Nur Veträge mit bestimmter Restlaufzeit

Der Verbraucher sollte sich dabei möglichst viele Angebote von Aufkäufern einholen. Weidenbach rät, am besten eine Kopie des Versicherungsscheins an die Anbieter zu schicken. Viele von ihnen haben allerdings Mindestvoraussetzungen. Wer den Vertrag nur wenige Jahre nach Abschluss wieder zu Geld machen will, hat auf dem sogenannten Zweitmarkt so gut wie keine Chance.

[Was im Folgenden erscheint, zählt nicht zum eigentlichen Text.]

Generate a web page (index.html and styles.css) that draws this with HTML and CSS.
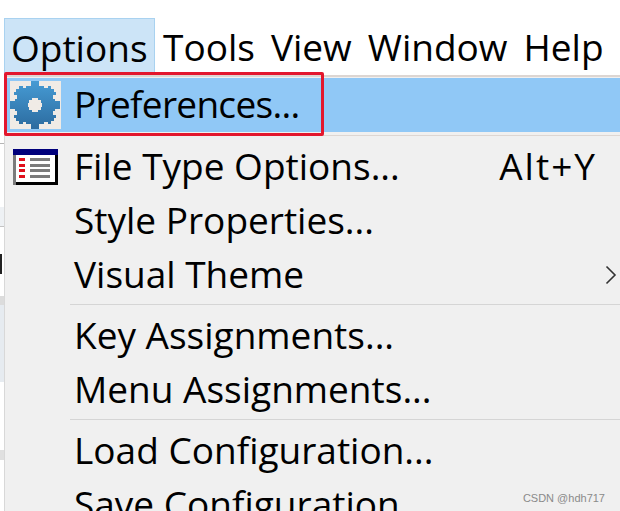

Zweitverwerter interessieren sich erst für Verträge mit einem bestimmten Rückkaufswert und einer bestimmten Restlaufzeit. Marktführer Cash Life kauft zum Beispiel keine Policen, die noch länger als 15 Jahre laufen. "Verbraucher sollten außerdem darauf achten, dass sie das Geld des Verkaufs sofort bekommen - und nicht in Raten", sagt Weidenbach.

Bisher erwarben Zweitverwerter wie Agis oder CFI Fairpay Lebensversicherungsverträge direkt beim Inhaber der Police oder über Makler. Seit einiger Zeit gibt es auch Auktionsplattformen im Internet. Die Betreiber dieser Online-Börsen werben damit, dass Kunden mit Hilfe des Auktionsverfahrens bessere Preise erzielen könnten.

So bietet beispielsweise das Unternehmen Lifejack seit dem Jahr 2007 Online-Auktionen an. Verbraucher können dort ihre Police ähnlich wie beim Online-Auktionshaus Ebay anbieten. Der Verkäufer kann einen Mindestverkaufspreis festsetzen, einen Preis, für den er sofort verkauft, oder interessierte Käufer können ein Kaufpreisangebot abgeben.

Kommt ein Kaufvertrag zustande, zahlen sowohl Käufer als auch Verkäufer ein Prozent Gebühr an Lifejack. Seit vergangenem Herbst gibt es auch eine Internet-Handelsplattform der Börse Hamburg-Hannover, die im Prinzip wie Lifejack funktioniert. Nur die Gebühren sind niedriger: 0,8 Prozent werden dort beim Kaufabschluss fällig.

Es lohnt sich also, vor der geplanten Kündigung zu verhandeln, zu versteigern oder zu verkaufen.